## Data shown
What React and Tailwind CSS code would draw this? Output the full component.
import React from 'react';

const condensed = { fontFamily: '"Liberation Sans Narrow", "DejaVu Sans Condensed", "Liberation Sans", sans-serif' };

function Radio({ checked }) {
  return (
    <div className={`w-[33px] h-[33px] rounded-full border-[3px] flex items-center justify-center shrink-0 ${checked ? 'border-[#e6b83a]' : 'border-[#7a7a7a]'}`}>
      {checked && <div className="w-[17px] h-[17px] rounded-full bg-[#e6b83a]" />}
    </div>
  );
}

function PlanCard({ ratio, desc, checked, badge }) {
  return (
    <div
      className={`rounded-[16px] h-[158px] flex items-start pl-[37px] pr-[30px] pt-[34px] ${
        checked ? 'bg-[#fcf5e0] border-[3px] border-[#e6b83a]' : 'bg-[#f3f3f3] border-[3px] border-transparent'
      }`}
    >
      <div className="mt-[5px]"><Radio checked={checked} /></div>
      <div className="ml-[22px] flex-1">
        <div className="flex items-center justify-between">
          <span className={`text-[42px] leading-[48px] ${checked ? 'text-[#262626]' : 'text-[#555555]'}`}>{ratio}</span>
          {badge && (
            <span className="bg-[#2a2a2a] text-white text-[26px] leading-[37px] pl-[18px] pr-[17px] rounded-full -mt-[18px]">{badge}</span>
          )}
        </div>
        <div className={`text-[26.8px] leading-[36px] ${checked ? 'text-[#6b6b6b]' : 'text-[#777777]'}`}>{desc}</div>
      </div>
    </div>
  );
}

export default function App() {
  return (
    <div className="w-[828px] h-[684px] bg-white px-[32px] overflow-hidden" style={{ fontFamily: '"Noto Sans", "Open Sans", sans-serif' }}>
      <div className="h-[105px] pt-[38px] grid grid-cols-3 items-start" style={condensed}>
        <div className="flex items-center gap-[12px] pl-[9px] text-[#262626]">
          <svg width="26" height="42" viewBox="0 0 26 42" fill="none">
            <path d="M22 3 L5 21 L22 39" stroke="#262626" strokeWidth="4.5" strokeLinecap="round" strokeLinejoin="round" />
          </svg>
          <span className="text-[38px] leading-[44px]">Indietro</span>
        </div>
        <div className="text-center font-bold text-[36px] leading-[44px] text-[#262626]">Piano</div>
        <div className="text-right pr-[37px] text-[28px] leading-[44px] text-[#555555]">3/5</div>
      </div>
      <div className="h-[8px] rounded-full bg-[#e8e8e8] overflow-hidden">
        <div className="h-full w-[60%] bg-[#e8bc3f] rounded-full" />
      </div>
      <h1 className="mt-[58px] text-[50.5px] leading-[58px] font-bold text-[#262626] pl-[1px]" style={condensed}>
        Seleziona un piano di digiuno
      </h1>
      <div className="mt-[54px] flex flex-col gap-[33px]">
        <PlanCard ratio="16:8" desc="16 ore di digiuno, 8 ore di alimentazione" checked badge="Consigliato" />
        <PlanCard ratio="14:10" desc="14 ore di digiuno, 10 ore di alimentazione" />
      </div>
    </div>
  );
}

## Stated task
Write down every line of the data exactly as it appears above.

## Response to the exercise
What React and Tailwind CSS code would draw this? Output the full component.
import React from 'react';

const condensed = { fontFamily: '"Liberation Sans Narrow", "DejaVu Sans Condensed", "Liberation Sans", sans-serif' };

function Radio({ checked }) {
  return (
    <div className={`w-[33px] h-[33px] rounded-full border-[3px] flex items-center justify-center shrink-0 ${checked ? 'border-[#e6b83a]' : 'border-[#7a7a7a]'}`}>
      {checked && <div className="w-[17px] h-[17px] rounded-full bg-[#e6b83a]" />}
    </div>
  );
}

function PlanCard({ ratio, desc, checked, badge }) {
  return (
    <div
      className={`rounded-[16px] h-[158px] flex items-start pl-[37px] pr-[30px] pt-[34px] ${
        checked ? 'bg-[#fcf5e0] border-[3px] border-[#e6b83a]' : 'bg-[#f3f3f3] border-[3px] border-transparent'
      }`}
    >
      <div className="mt-[5px]"><Radio checked={checked} /></div>
      <div className="ml-[22px] flex-1">
        <div className="flex items-center justify-between">
          <span className={`text-[42px] leading-[48px] ${checked ? 'text-[#262626]' : 'text-[#555555]'}`}>{ratio}</span>
          {badge && (
            <span className="bg-[#2a2a2a] text-white text-[26px] leading-[37px] pl-[18px] pr-[17px] rounded-full -mt-[18px]">{badge}</span>
          )}
        </div>
        <div className={`text-[26.8px] leading-[36px] ${checked ? 'text-[#6b6b6b]' : 'text-[#777777]'}`}>{desc}</div>
      </div>
    </div>
  );
}

export default function App() {
  return (
    <div className="w-[828px] h-[684px] bg-white px-[32px] overflow-hidden" style={{ fontFamily: '"Noto Sans", "Open Sans", sans-serif' }}>
      <div className="h-[105px] pt-[38px] grid grid-cols-3 items-start" style={condensed}>
        <div className="flex items-center gap-[12px] pl-[9px] text-[#262626]">
          <svg width="26" height="42" viewBox="0 0 26 42" fill="none">
            <path d="M22 3 L5 21 L22 39" stroke="#262626" strokeWidth="4.5" strokeLinecap="round" strokeLinejoin="round" />
          </svg>
          <span className="text-[38px] leading-[44px]">Indietro</span>
        </div>
        <div className="text-center font-bold text-[36px] leading-[44px] text-[#262626]">Piano</div>
        <div className="text-right pr-[37px] text-[28px] leading-[44px] text-[#555555]">3/5</div>
      </div>
      <div className="h-[8px] rounded-full bg-[#e8e8e8] overflow-hidden">
        <div className="h-full w-[60%] bg-[#e8bc3f] rounded-full" />
      </div>
      <h1 className="mt-[58px] text-[50.5px] leading-[58px] font-bold text-[#262626] pl-[1px]" style={condensed}>
        Seleziona un piano di digiuno
      </h1>
      <div className="mt-[54px] flex flex-col gap-[33px]">
        <PlanCard ratio="16:8" desc="16 ore di digiuno, 8 ore di alimentazione" checked badge="Consigliato" />
        <PlanCard ratio="14:10" desc="14 ore di digiuno, 10 ore di alimentazione" />
      </div>
    </div>
  );
}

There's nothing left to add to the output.